There is, however, the difference between serving the needs of individual organizations that make funding decisions and serving the needs of donors and others trying to make funding decisions. In philanthropy - where sharing ideas about what works is crucial to 1) influencing where dollars go and 2) addressing any of the social concerns we care about on a scale that can be meaningful, the investments in measures/data/indices etc are almost the "backbone" of a more informed and effective capital system.

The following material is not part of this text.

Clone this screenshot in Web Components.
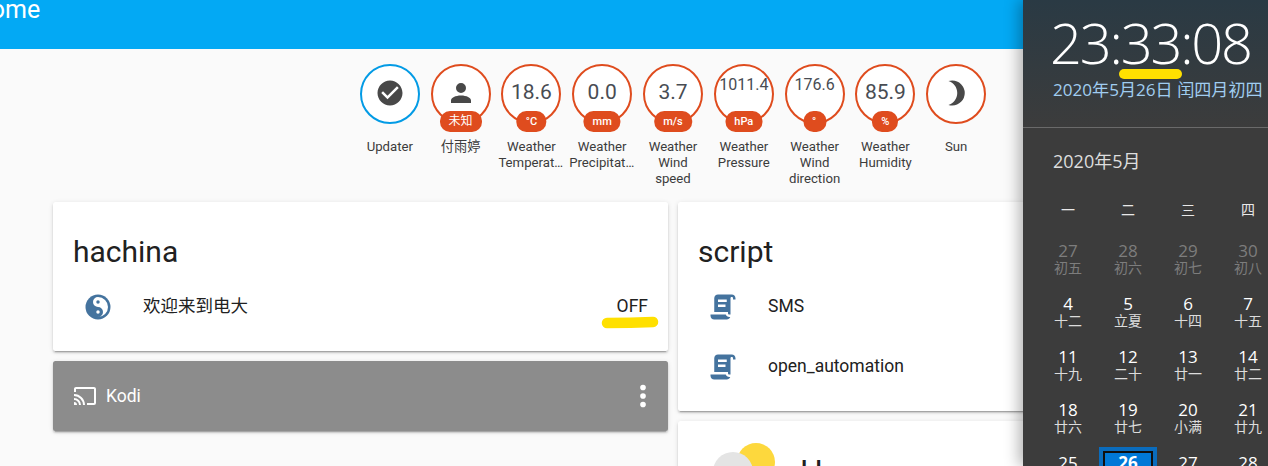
<!DOCTYPE html>
<html lang="zh">
<head>
<meta charset="utf-8">
<title>Home</title>
<style>
html,body{margin:0;padding:0;height:466px;overflow:hidden;background:#fafafa}
</style>
</head>
<body>
<ha-shell>
  <ha-header slot="main">Home</ha-header>
  <ha-badges slot="main">
    <ha-badge color="#039be5" icon="check" label="Updater"></ha-badge>
    <ha-badge icon="account" unit="未知" label="付雨婷"></ha-badge>
    <ha-badge value="18.6" unit="°C" label="Weather Temperature"></ha-badge>
    <ha-badge value="0.0" unit="mm" label="Weather Precipitation"></ha-badge>
    <ha-badge value="3.7" unit="m/s" label="Weather Wind speed"></ha-badge>
    <ha-badge value="1011.4" small unit="hPa" label="Weather Pressure"></ha-badge>
    <ha-badge value="176.6" small unit="°" label="Weather Wind direction"></ha-badge>
    <ha-badge value="85.9" unit="%" label="Weather Humidity"></ha-badge>
    <ha-badge icon="moon" label="Sun"></ha-badge>
  </ha-badges>
  <ha-columns slot="main">
    <div class="col">
      <ha-card heading="hachina">
        <ha-row icon="yin" state="OFF" lift>欢迎来到电大</ha-row>
      </ha-card>
      <ha-media>Kodi</ha-media>
    </div>
    <div class="col">
      <ha-card heading="script">
        <ha-row icon="script">SMS</ha-row>
        <ha-row icon="script">open_automation</ha-row>
      </ha-card>
      <ha-weather>H</ha-weather>
    </div>
  </ha-columns>
  <win-flyout slot="flyout"></win-flyout>
</ha-shell>
<script>
const ICONS={
  check:'M12 2C6.5 2 2 6.5 2 12S6.5 22 12 22 22 17.5 22 12 17.5 2 12 2M10 17L5 12L6.41 10.59L10 14.17L17.59 6.58L19 8L10 17Z',
  account:'M12,4A4,4 0 0,1 16,8A4,4 0 0,1 12,12A4,4 0 0,1 8,8A4,4 0 0,1 12,4M12,14C16.42,14 20,15.79 20,18V20H4V18C4,15.79 7.58,14 12,14Z',
  moon:'M9,2C7.95,2 6.95,2.16 6,2.46C10.06,3.73 13,7.5 13,12C13,16.5 10.06,20.27 6,21.54C6.95,21.84 7.95,22 9,22A10,10 0 0,0 19,12A10,10 0 0,0 9,2Z',
  script:'M17.8,20C17.4,21.2 16.3,22 15,22H5C3.3,22 2,20.7 2,19V18H5L14.2,18C14.6,19.2 15.7,20 17,20H17.8M19,2C20.7,2 22,3.3 22,5V6H20V5C20,4.4 19.6,4 19,4C18.4,4 18,4.4 18,5V18H17C16.4,18 16,17.6 16,17V16H5V5C5,3.3 6.3,2 8,2H19M8,6V8H15V6H8M8,10V12H14V10H8Z',
  cast:'M1,10V12A9,9 0 0,1 10,21H12C12,14.92 7.07,10 1,10M1,14V16A5,5 0 0,1 6,21H8A7,7 0 0,0 1,14M1,18V21H4A3,3 0 0,0 1,18M21,3H3C1.89,3 1,3.89 1,5V8H3V5H21V19H14V21H21A2,2 0 0,0 23,19V5C23,3.89 22.1,3 21,3Z',
  dots:'M12,16A2,2 0 0,1 14,18A2,2 0 0,1 12,20A2,2 0 0,1 10,18A2,2 0 0,1 12,16M12,10A2,2 0 0,1 14,12A2,2 0 0,1 12,14A2,2 0 0,1 10,12A2,2 0 0,1 12,10M12,4A2,2 0 0,1 14,6A2,2 0 0,1 12,8A2,2 0 0,1 10,6A2,2 0 0,1 12,4Z'
};
const FONT='Roboto,"Noto Sans CJK SC",sans-serif';
const FLY='"Open Sans","Noto Sans CJK SC",sans-serif';
const icon=(n,s,c)=>n==='yin'
 ?`<svg width="${s}" height="${s}" viewBox="0 0 24 24"><circle cx="12" cy="12" r="10" fill="${c}"/><path fill="#fff" d="M12 4A8 8 0 0 1 12 20A4 4 0 0 0 12 12A4 4 0 0 1 12 4Z"/><circle cx="12" cy="8" r="1.4" fill="${c}"/><circle cx="12" cy="16" r="1.4" fill="#fff"/></svg>`
 :`<svg width="${s}" height="${s}" viewBox="0 0 24 24"><path fill="${c}" d="${ICONS[n]}"/></svg>`;
class Base extends HTMLElement{
  constructor(){super();this.attachShadow({mode:'open'});}
}
customElements.define('ha-shell',class extends Base{
  connectedCallback(){this.shadowRoot.innerHTML=`<style>
    :host{display:block;position:relative;width:1268px;height:466px;overflow:hidden;font-family:${FONT};background:#fafafa}
    .page{width:1346px}
    </style><div class="page"><slot name="main"></slot></div><slot name="flyout"></slot>`;}
});
customElements.define('ha-header',class extends Base{
  connectedCallback(){this.shadowRoot.innerHTML=`<style>
    :host{display:block;height:49px;background:#03a9f4;color:#fff;overflow:hidden}
    div{margin-left:-27px;font-size:25px;line-height:20px;font-weight:400}
    </style><div><slot></slot></div>`;}
});
customElements.define('ha-badges',class extends Base{
  connectedCallback(){this.shadowRoot.innerHTML=`<style>
    :host{display:flex;justify-content:center;box-sizing:border-box;height:153px;padding-top:15px}
    </style><slot></slot>`;}
});
customElements.define('ha-badge',class extends Base{
  connectedCallback(){
    const c=this.getAttribute('color')||'#df4c1e';
    const ic=this.getAttribute('icon'),v=this.getAttribute('value'),u=this.getAttribute('unit'),l=this.getAttribute('label');
    const small=this.hasAttribute('small');
    const cjk=u&&/[\u4e00-\u9fff]/.test(u);
    this.shadowRoot.innerHTML=`<style>
    :host{display:flex;flex-direction:column;align-items:center;width:70.8px;flex:none}
    .c{position:relative;box-sizing:border-box;width:60px;height:60px;border:2.5px solid ${c};border-radius:50%;display:flex;align-items:center;justify-content:center;color:#484c53;background:#fff}
    .v{font-size:21px;line-height:1;margin-top:-4px}
    .v.s{font-size:16px;margin-top:-18px}
    svg{display:block;margin-top:-2px}
    .p{position:absolute;bottom:-10px;left:50%;transform:translateX(-50%);height:21px;line-height:21px;min-width:5px;padding:0 9px;border-radius:10px;background:${c};color:#fff;font-size:${cjk?12:11}px;font-weight:${cjk?400:500};white-space:nowrap}
    .l{margin-top:15px;width:66px;text-align:center;font-size:13.2px;line-height:16px;color:#3c3c3c;overflow:hidden;text-overflow:ellipsis}
    </style><div class="c">${ic?icon(ic,30,'#484848'):`<span class="v${small?' s':''}">${v}</span>`}${u?`<span class="p">${u}</span>`:''}</div><div class="l">${l}</div>`;
  }
});
customElements.define('ha-columns',class extends Base{
  connectedCallback(){this.shadowRoot.innerHTML=`<style>
    :host{display:grid;grid-template-columns:615px 615px;gap:10px;padding:0 53px}
    ::slotted(.col){display:flex;flex-direction:column;gap:10px;min-width:0}
    </style><slot></slot>`;}
});
const cardStyle=`background:#fff;border-radius:2.5px;box-shadow:0 2px 2px rgba(0,0,0,.14),0 1px 5px rgba(0,0,0,.12),0 3px 1px -2px rgba(0,0,0,.2);`;
customElements.define('ha-card',class extends Base{
  connectedCallback(){this.shadowRoot.innerHTML=`<style>
    :host{display:block;${cardStyle}padding-bottom:10px;color:#212121}
    h2{margin:0;box-sizing:border-box;height:79px;padding:30px 20px 0;font-size:30px;line-height:40px;font-weight:400;color:#212121}
    </style><h2>${this.getAttribute('heading')}</h2><slot></slot>`;}
});
customElements.define('hl-mark',class extends Base{
  connectedCallback(){
    const w=+this.getAttribute('w'),h=+this.getAttribute('h');
    this.shadowRoot.innerHTML=`<style>
    :host{display:block;position:absolute;left:var(--x);top:var(--y);width:${w}px;height:${h}px}
    svg{display:block}
    </style><svg width="${w}" height="${h}" viewBox="0 0 ${w} ${h}"><path d="${this.getAttribute('d')}" fill="none" stroke="#ffe000" stroke-width="${this.getAttribute('sw')}" stroke-linecap="round"/></svg>`;
  }
});
customElements.define('ha-row',class extends Base{
  connectedCallback(){
    const s=this.getAttribute('state');
    this.shadowRoot.innerHTML=`<style>
    :host{display:flex;align-items:center;height:50px;margin-bottom:10px;padding:0 20px;font-size:17.5px;color:#212121}
    .i{width:50px;display:flex;justify-content:center;flex:none;margin-top:2px}
    .t{margin-left:20px;flex:1;white-space:nowrap}
    .t.lift{padding-bottom:3px}
    .s{position:relative}
    hl-mark{--x:-16px;--y:20px}
    </style><div class="i">${icon(this.getAttribute('icon'),30,'#44739e')}</div><div class="t${this.hasAttribute('lift')?' lift':''}"><slot></slot></div>${s?`<div class="s">${s}<hl-mark w="58" h="13" sw="10.5" d="M6 7Q30 7 52 6"></hl-mark></div>`:''}`;
  }
});
customElements.define('ha-media',class extends Base{
  connectedCallback(){this.shadowRoot.innerHTML=`<style>
    :host{display:flex;align-items:center;height:70px;padding:0 8px 0 20px;${cardStyle}background:#8c8c8c;color:#fff;font-size:17.5px}
    .t{margin-left:9px;flex:1}
    svg{display:block}
    </style>${icon('cast',24,'#fff')}<div class="t"><slot></slot></div>${icon('dots',34,'#fff')}`;}
});
customElements.define('ha-weather',class extends Base{
  connectedCallback(){this.shadowRoot.innerHTML=`<style>
    :host{display:flex;align-items:flex-start;height:100px;padding:20px 0 0 32px;${cardStyle}color:#212121;font-size:32px;line-height:40px}
    svg{display:block;flex:none}
    .t{margin-left:22px;padding-top:10px}
    </style><svg width="68" height="50" viewBox="0 0 68 50"><circle cx="46" cy="21" r="19" fill="#fdd83d"/><circle cx="23" cy="31" r="20" fill="#e4e4e4"/></svg><div class="t"><slot></slot></div>`;}
});
const rows=[
 [['27','初五',1],['28','初六',1],['29','初七',1],['30','初八',1]],
 [['4','十二'],['5','立夏'],['6','十四'],['7','十五']],
 [['11','十九'],['12','二十'],['13','廿一'],['14','廿二']],
 [['18','廿六'],['19','廿七'],['20','小满'],['21','廿九']],
 [['25','初三'],['26','初四',2],['27','初五'],['28','初六']]
];
customElements.define('win-clock',class extends Base{
  connectedCallback(){this.shadowRoot.innerHTML=`<style>
    :host{display:block;box-sizing:border-box;height:128px;padding:0 0 0 30px;border-bottom:1px solid #6a6a6a;position:relative;font-family:${FLY}}
    .time{margin-left:-3px;font-size:56px;font-weight:300;line-height:62px;padding-top:11px;color:#fff;letter-spacing:-2.2px;white-space:nowrap;height:68px;box-sizing:border-box}
    .date{font-size:17.1px;line-height:24px;margin-top:10px;color:#a0cdf0;white-space:nowrap}
    hl-mark{--x:94px;--y:66px}
    </style><div class="time">23:33:08</div><div class="date">2020年5月26日 闰四月初四</div><hl-mark w="68" h="14" sw="10" d="M7 8H60"></hl-mark>`;}
});
customElements.define('win-calendar',class extends Base{
  connectedCallback(){
    const cells=rows.flat().map(([n,l,k])=>`<div class="cell${k===1?' off':''}${k===2?' now':''}"><span class="n">${n}</span><span class="m">${l}</span></div>`).join('');
    this.shadowRoot.innerHTML=`<style>
    :host{display:block;font-family:${FLY};color:#fff}
    .h{padding:21px 0 0 30px;font-size:18px;line-height:24px;color:#dedede}
    .w{display:grid;grid-template-columns:repeat(4,60px);padding:0 0 0 15px;margin-top:27px;text-align:center;font-size:14px;line-height:20px;color:#e8e8e8}
    .g{display:grid;grid-template-columns:repeat(4,60px);grid-auto-rows:53px;padding:15px 0 0 15px;text-align:center}
    .cell{display:flex;flex-direction:column;align-items:center;padding-top:6px;box-sizing:border-box}
    .n{font-size:17px;line-height:20px}
    .m{font-size:14px;line-height:14px;color:#dcdcdc}
    .off .n,.off .m{color:#7d7d7d}
    .now{margin:0 1px;background:#0078d7;box-shadow:inset 0 0 0 4px #0a6cbd,inset 0 0 0 6px #101010}
    .now .n{font-weight:700}
    </style><div class="h">2020年5月</div><div class="w"><span>一</span><span>二</span><span>三</span><span>四</span></div><div class="g">${cells}</div>`;
  }
});
customElements.define('win-flyout',class extends Base{
  connectedCallback(){this.shadowRoot.innerHTML=`<style>
    :host{display:block;position:absolute;top:0;right:0;width:245px;height:466px;overflow:hidden;background:linear-gradient(#2a3a44 0,#3c3c3c 128px);background-color:#3c3c3c;box-shadow:-4px 0 14px rgba(0,0,0,.3)}
    </style><win-clock></win-clock><win-calendar></win-calendar>`;}
});
</script>
</body>
</html>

What I think is possible here is something between independent "creativity and exploration" and "top down" directives - but that will allow for multiple meaningful measures to be developed AND for the world of potential users of those metrics to see that menu as it develops, choose from among its many items, and in fact, inform the development and application of new measures/metrics/data systems/indices. Getting the "crowd" involved is critical - as informants, decision makers, users. And right now, the only systems we have that reach any kind of crowd are Guidestar and Charity Navigator, both of which have proven there are millions of people who want better information and will use it, and neither of which have yet been able to offer the first slice of such information. So we have better information, being developed and tested in small batches (effectively in secret from the market of potential users) and delivery systems that do reach the broader market but are not yet delivering the best possible thinking on the subject of measuring social impact. What an incredible opportunity for the field!"